Valentin rested his feet on Dimitri’s shoulders, guiding the tank with his heels and toes because he was busy using the intercom for other duty. He was yelling at the loader Pasha.
‘No, no, no, the other bin! The other bin! I want AP! AP, Private! Get three ready. Now, do it, go, go!’
Dimitri kept the tank barreling ahead straight, listening to his son holler at the burly teenager while the boy scrambled for the ammunition. Pasha struggled on his knees, stripping back the neoprene matting that lay across the floor bins, digging down in them for the correct shells; this time Valya wanted solid-shot armor-piercing rounds. Somehow Pasha had managed to grapple from the floor the wrong ammo, a heat shell, a high-explosive antitank round. The T-34 carried seventy-seven rounds: nineteen of armor-piercing, fifty-three of high-explosive, and five of antipersonnel. Only nine of those rounds were easily accessible, on racks located left and right on the turret wall. Once those shells were expended, the loader had to root around under the floor mat into the eight storage bins beneath their feet. When the tank was moving at full speed, swaying and hopping the way it was now, the loader’s job was very difficult.
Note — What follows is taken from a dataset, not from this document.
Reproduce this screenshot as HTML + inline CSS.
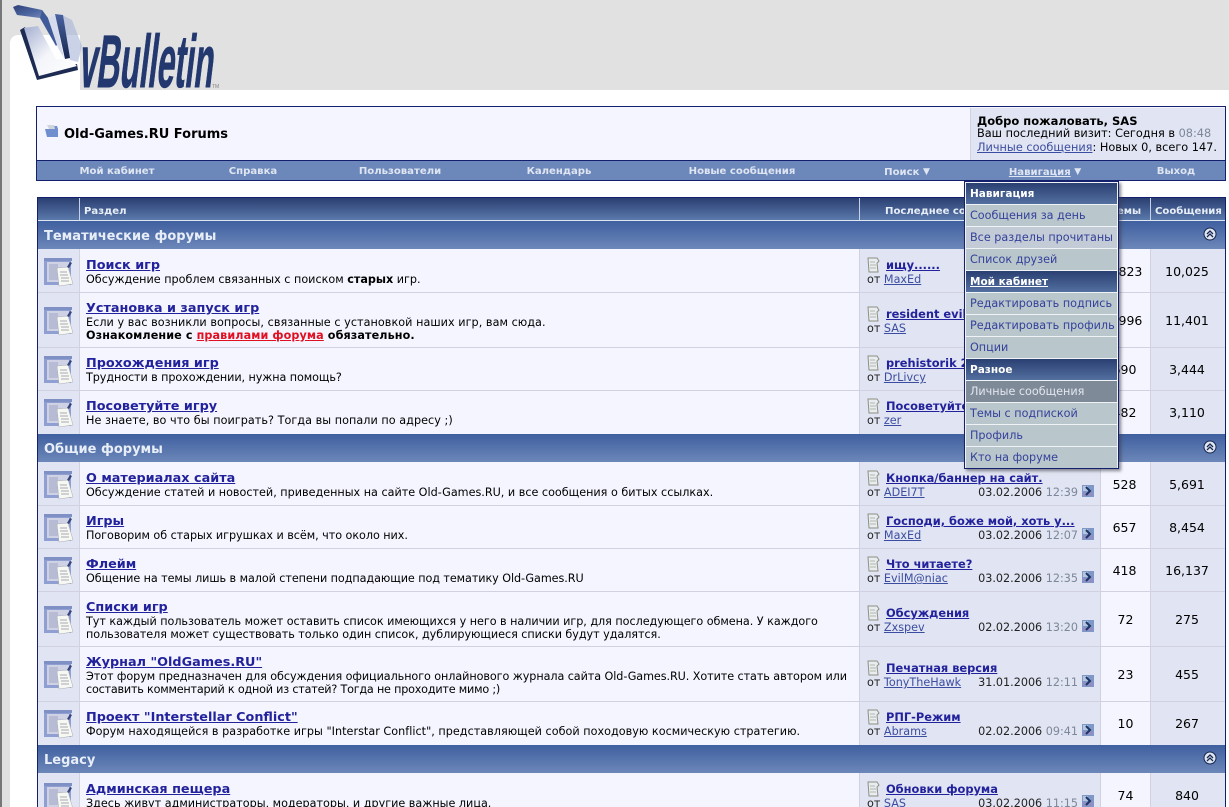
<!DOCTYPE html>
<html><head><meta charset="utf-8"><style>
html,body{margin:0;padding:0;width:1229px;height:807px;overflow:hidden;background:#fff}
body{position:relative;font-family:"DejaVu Sans","Liberation Sans",sans-serif;font-size:11px;color:#000}
div{position:absolute;box-sizing:border-box}
.t{white-space:nowrap;line-height:14px}
a{color:#22229c;text-decoration:underline}
.ti{font-size:12.8px;font-weight:bold;color:#22229c;text-decoration:underline;white-space:nowrap;position:absolute;left:86px;line-height:14px;margin-top:2px}
.d{position:absolute;left:86px;white-space:nowrap;line-height:13px;font-size:11.2px}
.c1,.c2,.c3,.c4,.c5{position:absolute}
.c1{left:38px;width:41px;background:#e1e4f2}
.c2{left:80px;width:779px;background:#f5f5ff}
.c3{left:860px;width:240px;background:#e1e4f2}
.c4{left:1101px;width:49px;background:#f5f5ff}
.c5{left:1151px;width:74px;background:#e1e4f2}
.n{position:absolute;text-align:center;line-height:16px;font-size:12.5px;white-space:nowrap;margin-top:1px}
.lt{position:absolute;left:886px;font-weight:bold;font-size:11.4px;color:#22229c;text-decoration:underline;white-space:nowrap;line-height:14px}
.lb{position:absolute;left:867px;white-space:nowrap;line-height:13px;font-size:11.2px;color:#222}
.dt{position:absolute;width:211px;left:867px;text-align:right;white-space:nowrap;line-height:13px;font-size:11.2px;color:#222}
.dt i{font-style:normal;color:#7c8798}
.cat{position:absolute;left:38px;width:1187px;height:28px;background:linear-gradient(#3f5f9f,#6c87b9);color:#e8eef8;font-weight:bold;font-size:13px;line-height:32px;padding-left:6px}
.nv{position:absolute;top:165px;font-weight:bold;font-size:10.1px;line-height:14px;color:#dfe6f2;white-space:nowrap;transform:translateX(-50%)}
.nv span{font-size:9px;vertical-align:1px}
.mh{position:absolute;left:966px;width:151px;height:21px;background:linear-gradient(#2a3f72,#53709f);color:#fff;font-weight:bold;font-size:10.5px;line-height:23px;padding-left:4px;white-space:nowrap}
.mi{position:absolute;left:966px;width:151px;height:21px;background:#b9c6cc;color:#35419a;font-size:11.2px;line-height:21px;padding-left:4px;white-space:nowrap}
.th{color:#e8eef8;font-weight:bold;font-size:10.1px;top:205px}
</style></head><body>
<div style="left:0;top:0;width:1229px;height:90px;background:#e1e1e2"></div>
<div style="left:10px;top:35px;width:70px;height:60px;background:#fff;border-top-left-radius:8px"></div>
<div style="left:0;top:0;width:10px;height:807px;background:#e1e1e2"></div>
<div style="left:0;top:0;width:2px;height:807px;background:#77777a"></div>
<svg style="position:absolute;left:0;top:0" width="240" height="100">
<defs>
<linearGradient id="g" x1="0" y1="0" x2="1" y2="1"><stop offset="0" stop-color="#2c3f78"/><stop offset=".55" stop-color="#4d66a0"/><stop offset="1" stop-color="#7a8cbc"/></linearGradient>
<linearGradient id="h" x1="0" y1="0" x2="0" y2="1"><stop offset="0" stop-color="#4a63a0"/><stop offset="1" stop-color="#16264f"/></linearGradient>
<linearGradient id="s" x1="0" y1="0" x2="1" y2="1"><stop offset="0" stop-color="#a3aed0"/><stop offset=".5" stop-color="#f4f5fa"/><stop offset="1" stop-color="#fff"/></linearGradient>
</defs>
<polygon points="62,15 72,20 82,46 78,62 70,60" fill="#a6b4d8" opacity=".6"/>
<polygon points="20,30 25,27 40,73 77,64 78,70 37,80" fill="#1d2a52"/>
<polygon points="24,28 38,26 56,59 70,60 77,66 39,76" fill="url(#s)"/>
<polygon points="13,7 18,5 42,10 48,18 40,18 17,15" fill="url(#g)"/>
<polygon points="42,10 48,18 58,44 56,46 40,18" fill="#3f5a98"/>
<polygon points="55,14 63,15 70,58 65,59" fill="url(#h)"/>
<polygon points="48,18 55,15 64,58 58,48" fill="#d6dced"/>
<text transform="translate(78,87) skewX(-7) scale(1,3.1)" font-family="Liberation Sans,sans-serif" font-weight="bold" font-size="24" textLength="134" lengthAdjust="spacingAndGlyphs" fill="#22386e" stroke="#22386e" stroke-width=".3">vBulletin</text>
<text x="212" y="88" font-family="Liberation Sans,sans-serif" font-size="5" fill="#888">TM</text>
</svg>

<!-- header box -->
<div style="left:36px;top:106px;width:1190px;height:75px;border:1px solid #14206e;background:#f5f5ff"></div>
<div style="left:970px;top:108px;width:255px;height:52px;background:#e1e4f2;border-left:1px solid #d1d1e1"></div>
<div style="left:37px;top:160px;width:1188px;height:20px;background:#6c87b9;border-top:1px solid #14206e"></div>
<svg style="position:absolute;left:44px;top:124px" width="16" height="15"><path d="M1 5h5l1-3h6l1 3v8H3z" fill="#6f8fcf"/><path d="M3 1l7 0 1 4H5z" fill="#cfd4df"/></svg>
<div class="t" style="left:64px;top:126px;margin-top:2px;font-size:13px;font-weight:bold">Old-Games.RU Forums</div>
<div class="t" style="left:977px;top:114px;font-weight:bold;font-size:11.5px">Добро пожаловать, SAS</div>
<div class="t" style="left:977px;top:127px;font-size:11.3px">Ваш последний визит: Сегодня в <span style="color:#7c8798">08:48</span></div>
<div class="t" style="left:977px;top:141px;font-size:11.3px"><a style="color:#3b4da0">Личные сообщения</a>: Новых 0, всего 147.</div>
<div class="nv" style="left:117px">Мой кабинет</div>
<div class="nv" style="left:253px">Справка</div>
<div class="nv" style="left:400px">Пользователи</div>
<div class="nv" style="left:559px">Календарь</div>
<div class="nv" style="left:742px">Новые сообщения</div>
<div class="nv" style="left:907px">Поиск <span>▼</span></div>
<div class="nv" style="left:1045px"><u>Навигация</u> <span>▼</span></div>
<div class="nv" style="left:1176px">Выход</div>

<!-- table -->
<div style="left:37px;top:197px;width:1189px;height:610px;background:#d1d1e1;border:1px solid #14206e;border-bottom:0"></div>
<div style="left:38px;top:198px;width:1187px;height:22px;background:linear-gradient(#2a3f72,#5b79ab)"></div>
<div style="left:79px;top:198px;width:1px;height:22px;background:#c7d2e4"></div>
<div style="left:859px;top:198px;width:1px;height:22px;background:#c7d2e4"></div>
<div style="left:1100px;top:198px;width:1px;height:22px;background:#c7d2e4"></div>
<div style="left:1150px;top:198px;width:1px;height:22px;background:#c7d2e4"></div>
<div style="left:38px;top:220px;width:1187px;height:1px;background:#dfe6f2"></div>
<div class="t th" style="left:84px">Раздел</div>
<div class="t th" style="left:885px">Последнее сообщение</div>
<div class="t th" style="left:1110px">Темы</div>
<div class="t th" style="left:1155px">Сообщения</div>

<div class="cat" style="top:221px">Тематические форумы</div>
<div class="cat" style="top:434px">Общие форумы</div>
<div class="cat" style="top:745px">Legacy</div>
<svg style="position:absolute;left:1203px;top:227px" width="14" height="14"><circle cx="7" cy="7" r="6" fill="#dfe6f2" stroke="#16264f"/><path d="M4 7l3-3 3 3M4 10l3-3 3 3" fill="none" stroke="#16264f" stroke-width="1.3"/></svg>
<svg style="position:absolute;left:1203px;top:440px" width="14" height="14"><circle cx="7" cy="7" r="6" fill="#dfe6f2" stroke="#16264f"/><path d="M4 7l3-3 3 3M4 10l3-3 3 3" fill="none" stroke="#16264f" stroke-width="1.3"/></svg>
<svg style="position:absolute;left:1203px;top:751px" width="14" height="14"><circle cx="7" cy="7" r="6" fill="#dfe6f2" stroke="#16264f"/><path d="M4 7l3-3 3 3M4 10l3-3 3 3" fill="none" stroke="#16264f" stroke-width="1.3"/></svg>

<!-- row backgrounds -->
<div class="c1" style="top:249px;height:43px"></div><div class="c2" style="top:249px;height:43px"></div><div class="c3" style="top:249px;height:43px"></div><div class="c4" style="top:249px;height:43px"></div><div class="c5" style="top:249px;height:43px"></div>
<div class="c1" style="top:293px;height:54px"></div><div class="c2" style="top:293px;height:54px"></div><div class="c3" style="top:293px;height:54px"></div><div class="c4" style="top:293px;height:54px"></div><div class="c5" style="top:293px;height:54px"></div>
<div class="c1" style="top:348px;height:42px"></div><div class="c2" style="top:348px;height:42px"></div><div class="c3" style="top:348px;height:42px"></div><div class="c4" style="top:348px;height:42px"></div><div class="c5" style="top:348px;height:42px"></div>
<div class="c1" style="top:391px;height:43px"></div><div class="c2" style="top:391px;height:43px"></div><div class="c3" style="top:391px;height:43px"></div><div class="c4" style="top:391px;height:43px"></div><div class="c5" style="top:391px;height:43px"></div>
<div class="c1" style="top:462px;height:43px"></div><div class="c2" style="top:462px;height:43px"></div><div class="c3" style="top:462px;height:43px"></div><div class="c4" style="top:462px;height:43px"></div><div class="c5" style="top:462px;height:43px"></div>
<div class="c1" style="top:506px;height:42px"></div><div class="c2" style="top:506px;height:42px"></div><div class="c3" style="top:506px;height:42px"></div><div class="c4" style="top:506px;height:42px"></div><div class="c5" style="top:506px;height:42px"></div>
<div class="c1" style="top:549px;height:42px"></div><div class="c2" style="top:549px;height:42px"></div><div class="c3" style="top:549px;height:42px"></div><div class="c4" style="top:549px;height:42px"></div><div class="c5" style="top:549px;height:42px"></div>
<div class="c1" style="top:592px;height:54px"></div><div class="c2" style="top:592px;height:54px"></div><div class="c3" style="top:592px;height:54px"></div><div class="c4" style="top:592px;height:54px"></div><div class="c5" style="top:592px;height:54px"></div>
<div class="c1" style="top:647px;height:54px"></div><div class="c2" style="top:647px;height:54px"></div><div class="c3" style="top:647px;height:54px"></div><div class="c4" style="top:647px;height:54px"></div><div class="c5" style="top:647px;height:54px"></div>
<div class="c1" style="top:702px;height:43px"></div><div class="c2" style="top:702px;height:43px"></div><div class="c3" style="top:702px;height:43px"></div><div class="c4" style="top:702px;height:43px"></div><div class="c5" style="top:702px;height:43px"></div>
<div class="c1" style="top:773px;height:34px"></div><div class="c2" style="top:773px;height:34px"></div><div class="c3" style="top:773px;height:34px"></div><div class="c4" style="top:773px;height:34px"></div><div class="c5" style="top:773px;height:34px"></div>

<!-- forum icons -->
<svg width="0" height="0" style="position:absolute"><defs>
<g id="fi"><rect x="0" y="1" width="27" height="27" fill="#8f9fd2"/><rect x="3" y="5" width="22" height="20" fill="#cfd2e4"/><path d="M0 1l28 0 0 3-28 0z" fill="#7f90c4"/><path d="M5 7h9v16H5z" fill="#b7bcd4"/><path d="M13 11l11-1 5 17-14 2z" fill="#f8f8f2" stroke="#a8adb8" stroke-width=".5"/><path d="M16 15h7M16 18h8M17 21h8M17 24h8" stroke="#a4a9b4"/><path d="M23 10l3-5 2 1-3 5z" fill="#34457f"/></g>
<g id="pi"><path d="M2 1h9l2 3-2 2 1 9H3z" fill="#e9ecf2" stroke="#8d917f"/><path d="M4 5h5M4 8h6M4 11h6" stroke="#b4b8a8"/></g>
<g id="ar"><rect width="12" height="12" fill="#7e98c8"/><rect x="1" y="7" width="10" height="4" fill="#8f8fc4"/><rect x="1" y="1" width="5" height="5" fill="#b4c6e0"/><path d="M4 2l4 4-4 4" fill="none" stroke="#1e3464" stroke-width="2"/></g>
</defs></svg>
<svg style="position:absolute;left:44px;top:257px" width="30" height="30"><use href="#fi"/></svg>
<svg style="position:absolute;left:44px;top:306px" width="30" height="30"><use href="#fi"/></svg>
<svg style="position:absolute;left:44px;top:355px" width="30" height="30"><use href="#fi"/></svg>
<svg style="position:absolute;left:44px;top:398px" width="30" height="30"><use href="#fi"/></svg>
<svg style="position:absolute;left:44px;top:470px" width="30" height="30"><use href="#fi"/></svg>
<svg style="position:absolute;left:44px;top:513px" width="30" height="30"><use href="#fi"/></svg>
<svg style="position:absolute;left:44px;top:556px" width="30" height="30"><use href="#fi"/></svg>
<svg style="position:absolute;left:44px;top:605px" width="30" height="30"><use href="#fi"/></svg>
<svg style="position:absolute;left:44px;top:660px" width="30" height="30"><use href="#fi"/></svg>
<svg style="position:absolute;left:44px;top:709px" width="30" height="30"><use href="#fi"/></svg>
<svg style="position:absolute;left:44px;top:782px" width="30" height="30"><use href="#fi"/></svg>

<!-- main cells -->
<div class="ti" style="top:257px">Поиск игр</div><div class="d" style="top:273px">Обсуждение проблем связанных с поиском <b>старых</b> игр.</div>
<div class="ti" style="top:300px">Установка и запуск игр</div><div class="d" style="top:316px;letter-spacing:.055px">Если у вас возникли вопросы, связанные с установкой наших игр, вам сюда.</div><div class="d" style="top:329px;letter-spacing:.1px"><b>Ознакомление с <span style="color:#e01020;text-decoration:underline">правилами форума</span> обязательно.</b></div>
<div class="ti" style="top:355px">Прохождения игр</div><div class="d" style="top:371px;letter-spacing:-.08px">Трудности в прохождении, нужна помощь?</div>
<div class="ti" style="top:398px">Посоветуйте игру</div><div class="d" style="top:414px;letter-spacing:.05px">Не знаете, во что бы поиграть? Тогда вы попали по адресу ;)</div>
<div class="ti" style="top:470px">О материалах сайта</div><div class="d" style="top:486px">Обсуждение статей и новостей, приведенных на сайте Old-Games.RU, и все сообщения о битых ссылках.</div>
<div class="ti" style="top:513px">Игры</div><div class="d" style="top:529px;letter-spacing:-.04px">Поговорим об старых игрушках и всём, что около них.</div>
<div class="ti" style="top:556px">Флейм</div><div class="d" style="top:572px;letter-spacing:-.065px">Общение на темы лишь в малой степени подпадающие под тематику Old-Games.RU</div>
<div class="ti" style="top:599px">Списки игр</div><div class="d" style="top:615px;letter-spacing:-.035px">Тут каждый пользователь может оставить список имеющихся у него в наличии игр, для последующего обмена. У каждого</div><div class="d" style="top:628px;letter-spacing:-.045px">пользователя может существовать только один список, дублирующиеся списки будут удалятся.</div>
<div class="ti" style="top:654px">Журнал "OldGames.RU"</div><div class="d" style="top:670px;letter-spacing:-.07px">Этот форум предназначен для обсуждения официального онлайнового журнала сайта Old-Games.RU. Хотите стать автором или</div><div class="d" style="top:683px;letter-spacing:-.2px">составить комментарий к одной из статей? Тогда не проходите мимо ;)</div>
<div class="ti" style="top:709px">Проект "Interstellar Conflict"</div><div class="d" style="top:725px;letter-spacing:.027px">Форум находящейся в разработке игры "Interstar Conflict", представляющей собой походовую космическую стратегию.</div>
<div class="ti" style="top:781px">Админская пещера</div><div class="d" style="top:797px">Здесь живут администраторы, модераторы, и другие важные лица.</div>

<!-- last post -->
<svg style="position:absolute;left:866px;top:257px" width="15" height="16"><use href="#pi"/></svg><div class="lt" style="top:258px">ищу......</div><div class="lb" style="top:273px">от <a style="color:#3b4da0">MaxEd</a></div>
<svg style="position:absolute;left:866px;top:306px" width="15" height="16"><use href="#pi"/></svg><div class="lt" style="top:307px">resident evil</div><div class="lb" style="top:322px">от <a style="color:#3b4da0">SAS</a></div>
<svg style="position:absolute;left:866px;top:355px" width="15" height="16"><use href="#pi"/></svg><div class="lt" style="top:356px">prehistorik 2</div><div class="lb" style="top:371px">от <a style="color:#3b4da0">DrLivcy</a></div>
<svg style="position:absolute;left:866px;top:398px" width="15" height="16"><use href="#pi"/></svg><div class="lt" style="top:399px">Посоветуйте</div><div class="lb" style="top:414px">от <a style="color:#3b4da0">zer</a></div>

<svg style="position:absolute;left:866px;top:470px" width="15" height="16"><use href="#pi"/></svg><div class="lt" style="top:471px">Кнопка/баннер на сайт.</div><div class="lb" style="top:486px">от <a style="color:#3b4da0">ADEI7T</a></div><div class="dt" style="top:486px">03.02.2006 <i>12:39</i></div><svg style="position:absolute;left:1082px;top:485px" width="12" height="12"><use href="#ar"/></svg>
<svg style="position:absolute;left:866px;top:513px" width="15" height="16"><use href="#pi"/></svg><div class="lt" style="top:514px">Господи, боже мой, хоть у...</div><div class="lb" style="top:529px">от <a style="color:#3b4da0">MaxEd</a></div><div class="dt" style="top:529px">03.02.2006 <i>12:07</i></div><svg style="position:absolute;left:1082px;top:528px" width="12" height="12"><use href="#ar"/></svg>
<svg style="position:absolute;left:866px;top:556px" width="15" height="16"><use href="#pi"/></svg><div class="lt" style="top:557px">Что читаете?</div><div class="lb" style="top:572px">от <a style="color:#3b4da0">EvilM@niac</a></div><div class="dt" style="top:572px">03.02.2006 <i>12:35</i></div><svg style="position:absolute;left:1082px;top:571px" width="12" height="12"><use href="#ar"/></svg>
<svg style="position:absolute;left:866px;top:605px" width="15" height="16"><use href="#pi"/></svg><div class="lt" style="top:606px">Обсуждения</div><div class="lb" style="top:621px">от <a style="color:#3b4da0">Zxspev</a></div><div class="dt" style="top:621px">02.02.2006 <i>13:20</i></div><svg style="position:absolute;left:1082px;top:620px" width="12" height="12"><use href="#ar"/></svg>
<svg style="position:absolute;left:866px;top:660px" width="15" height="16"><use href="#pi"/></svg><div class="lt" style="top:661px">Печатная версия</div><div class="lb" style="top:676px">от <a style="color:#3b4da0">TonyTheHawk</a></div><div class="dt" style="top:676px">31.01.2006 <i>12:11</i></div><svg style="position:absolute;left:1082px;top:675px" width="12" height="12"><use href="#ar"/></svg>
<svg style="position:absolute;left:866px;top:709px" width="15" height="16"><use href="#pi"/></svg><div class="lt" style="top:710px">РПГ-Режим</div><div class="lb" style="top:725px">от <a style="color:#3b4da0">Abrams</a></div><div class="dt" style="top:725px">02.02.2006 <i>09:41</i></div><svg style="position:absolute;left:1082px;top:724px" width="12" height="12"><use href="#ar"/></svg>
<svg style="position:absolute;left:866px;top:781px" width="15" height="16"><use href="#pi"/></svg><div class="lt" style="top:782px">Обновки форума</div><div class="lb" style="top:797px">от <a style="color:#3b4da0">SAS</a></div><div class="dt" style="top:797px">03.02.2006 <i>11:15</i></div><svg style="position:absolute;left:1082px;top:795px" width="12" height="12"><use href="#ar"/></svg>

<!-- counts -->
<div class="n" style="left:1100px;width:49px;top:263px">1,823</div><div class="n" style="left:1150px;width:74px;top:263px">10,025</div>
<div class="n" style="left:1100px;width:49px;top:312px">1,996</div><div class="n" style="left:1150px;width:74px;top:312px">11,401</div>
<div class="n" style="left:1100px;width:49px;top:361px">690</div><div class="n" style="left:1150px;width:74px;top:361px">3,444</div>
<div class="n" style="left:1100px;width:49px;top:404px">482</div><div class="n" style="left:1150px;width:74px;top:404px">3,110</div>
<div class="n" style="left:1100px;width:49px;top:476px">528</div><div class="n" style="left:1150px;width:74px;top:476px">5,691</div>
<div class="n" style="left:1100px;width:49px;top:519px">657</div><div class="n" style="left:1150px;width:74px;top:519px">8,454</div>
<div class="n" style="left:1100px;width:49px;top:562px">418</div><div class="n" style="left:1150px;width:74px;top:562px">16,137</div>
<div class="n" style="left:1101px;width:49px;top:611px">72</div><div class="n" style="left:1150px;width:74px;top:611px">275</div>
<div class="n" style="left:1101px;width:49px;top:666px">23</div><div class="n" style="left:1150px;width:74px;top:666px">455</div>
<div class="n" style="left:1101px;width:49px;top:715px">10</div><div class="n" style="left:1150px;width:74px;top:715px">267</div>
<div class="n" style="left:1101px;width:49px;top:787px">74</div><div class="n" style="left:1150px;width:74px;top:787px">840</div>

<!-- menu -->
<div style="left:964px;top:181px;width:155px;height:288px;background:#f0f3f6;border:1px solid #14206e;box-shadow:2px 2px 3px rgba(60,60,70,.6)"></div>
<div class="mh" style="top:183px">Навигация</div>
<div class="mi" style="top:205px">Сообщения за день</div>
<div class="mi" style="top:227px;background:#c3cbd6">Все разделы прочитаны</div>
<div class="mi" style="top:249px">Список друзей</div>
<div class="mh" style="top:271px"><u>Мой кабинет</u></div>
<div class="mi" style="top:293px">Редактировать подпись</div>
<div class="mi" style="top:315px">Редактировать профиль</div>
<div class="mi" style="top:337px">Опции</div>
<div class="mh" style="top:359px">Разное</div>
<div class="mi" style="top:381px;background:#7f8a99;color:#e2e6ee">Личные сообщения</div>
<div class="mi" style="top:403px">Темы с подпиской</div>
<div class="mi" style="top:425px">Профиль</div>
<div class="mi" style="top:447px">Кто на форуме</div>
</body></html>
Valentin’s foot crunched into the middle of Dimitri’s neck. This meant stop, fast. Dimitri downshifted and hit the brakes. He brought the General to a skidding halt. No sense aggravating his testy son any more than he already was.
Valya’s voice swelled in the intercom. ‘Load AP!’
Behind and above Dimitri, Pasha rose from his knees to slam a shell into the breech. Valentin hit the electrical traverse and the turret began to whir and pivot. The turret walls, the dials, sights, and controls, the thick breech of the big main gun, all began to swing to the right. But Valentin’s and Pasha’s seats did not move. Valya’s feet left Dimitri’s shoulders, he had to stand and dance with the turret whenever he swung it around. This was a major design flaw in the T-34; the seats for the commander and loader were not mounted to the turret itself but to the ring of the chassis, so that the two had to skitter around with the swiveling breech and the firing controls whenever the turret was turned. Dimitri looked over his shoulder to watch his son. The boy contorted himself to keep his eye on his range telescope and at the same time twirl the elevation flywheel to raise the main gun to match his range to the target. At Valya’s feet, Pasha was folded again into the floor of the tank, he had the rubber mat in a shambles looking for two more AP rounds to satisfy his sergeant.